Une ville vue depuis un immeuble aussi élevé, un gratte-ciel, est un luxe, offrant un panorama exceptionnel et inédit sur la ville, révélant l’étendue de son tissus urbain. C’est une carte grandeur nature dans laquelle je voyage du regard. J’ai passé ainsi de longs moments assis derrière la fenêtre de ma chambre à observer l’entrelacs des bâtisses de l’ancienne Médina au premier plan, le rythme atonal des pans de murs, leurs reliefs et leurs couleurs qui évoluent au fil de la journée, des saisons et de lumière du jour. Cette carte que j’observe de haut, à distance, est un récit dans lequel j’aime me perdre et me trouver dans le même temps, le même mouvement, source d’inspiration comme tous les chemins possibles se présentant à nous, toutes les voies à suivre, une invitation à écrire.
Tu entres dans la zone. C’est un moment où tu contrôles toutes tes pensées, toutes tes actions. Et pendant ce moment, tu as l’impression d’accomplir parfaitement chacun de tes gestes. C’est un état de contrôle, un état second.

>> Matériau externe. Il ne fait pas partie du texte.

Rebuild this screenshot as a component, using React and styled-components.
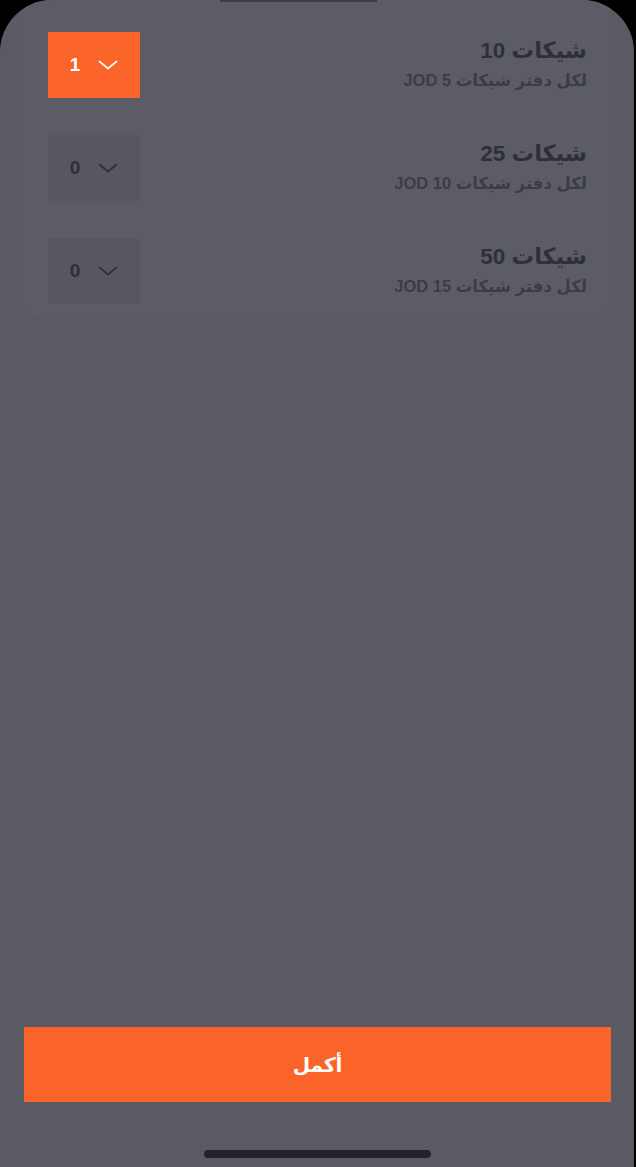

C’est un bâtiment dont il ne reste que la façade encore solide, même si toutes les fenêtres n’ont plus de vitres, ni de volets, il ne reste plus que le cadre en bois qui ouvre des rectangles lumineux dans le mur blanc de la devanture. Le balcon rouillé par le temps, les attaches électriques qui ne servent plus à rien, dépouillées de leurs câbles. Il s’inscrit dans une large zone, superficie sans activité apparente délimitée par les murs à la peinture écaillée de plusieurs anciens locaux commerciaux, sans doute automobiles, aux vues des vestiges des traces de logos de marques automobiles peints sur les rideaux métalliques baissés et fermés, Mercedes notamment, enseignes fermées depuis longtemps, complétés du côté de la place des Nations Unies, par une grande halle au toit en tôle ondulée transformée en parking improvisé.

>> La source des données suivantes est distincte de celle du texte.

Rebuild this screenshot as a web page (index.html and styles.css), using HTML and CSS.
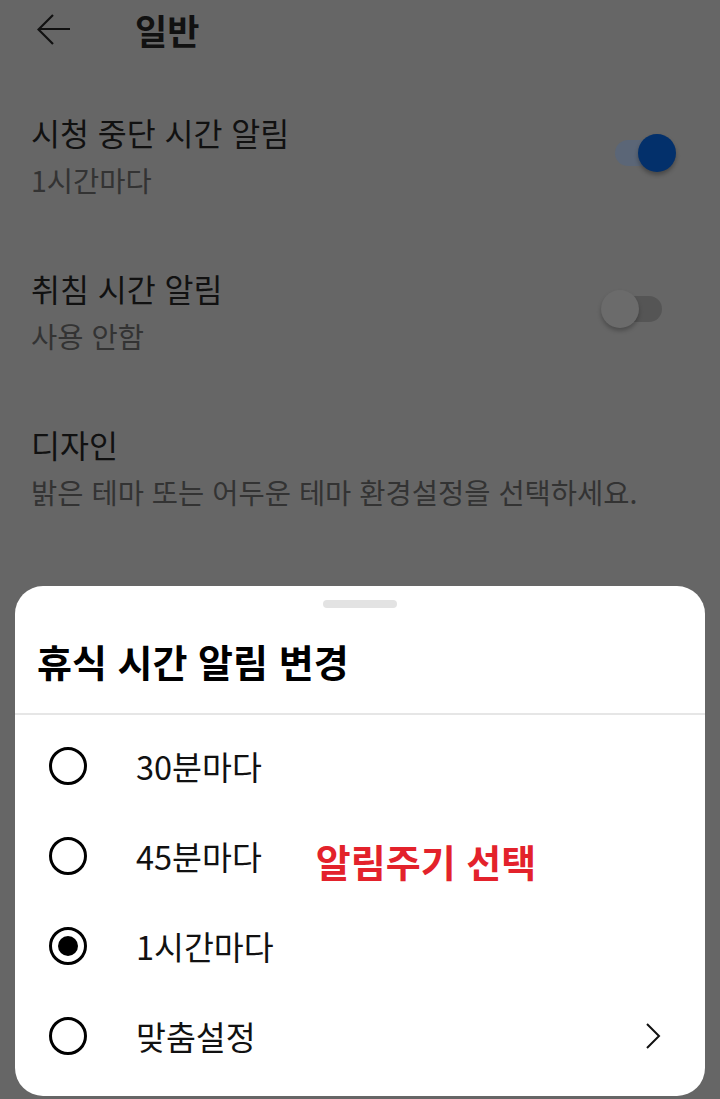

Tout autour du périmètre en forme de pentagone, de nombreux mendiants, assis à même le sol, dos au mur, saluent les passants et leurs demandent quelques pièces en tendant la main, paume ouverte à ras du sol. On remarque également de vieux hommes assis sur le boulevard, sur un banc, sur le rebord d’un trottoir, adossé contre le tronc d’un palmier. Ils ne font rien, ils regardent devant eux, les yeux apparemment dans le vague, vigies sans but ou direction précise, en apparence. Si l’on y prête un peu attention, leur attitude est plus suspecte. Il surveille en fait la zone désertée, à l’abandon, en sont les gardiens discrets, invisibles.
Pendant tout mon séjour, depuis ma chambre d’hôtel au dixième étage, j’ai observé cet espace à l’abandon, de jour comme de nuit, fasciné par toute l’activité de la ville autour, les bruits de la circulation (bus aux freins stridents, pétarades des motos, moteurs aux sonorités variées des voitures, des camions, coups de klaxons intempestifs), appels à la prière du muezzin, conversations des passants, cris et invectives du groupe de chauffeurs de taxis se bataillant du matin au soir, dans le coin face aux hôtels Ibis et Sofitel, pour une place de parking, un client à charger, une voiture à laver.
Tu entres dans la zone, dans le flux, le flow. Quand tu y es, la perception du temps est altérée. Ce n’est pas un état dans lequel tu te places, c’est un état qu’il faut trouver. Tu entends un bruit de fond. Et si tu prends conscience que tu es en train d’accomplir quelque chose d’extraordinaire, tu te déconcentres, et tu sors donc de la zone. Être dans la zone, c’est entrer en ville comme on entre en vie, c’est un moment de grâce, de plaisir intense où tu as l’impression que tout est facile. Tu écris et tous les mots viennent s’imbriquer les uns aux autres, former phrases et le texte se construit sous tes yeux comme une ville avec ses maisons, ses immeubles, ses monuments, ses rues, ses carrefours et ses places, à perte de vue. C’est une question de disponibilité.
Tu entres dans la zone. Dans la zone d’écriture. Et c’est la ville qui s’écrit.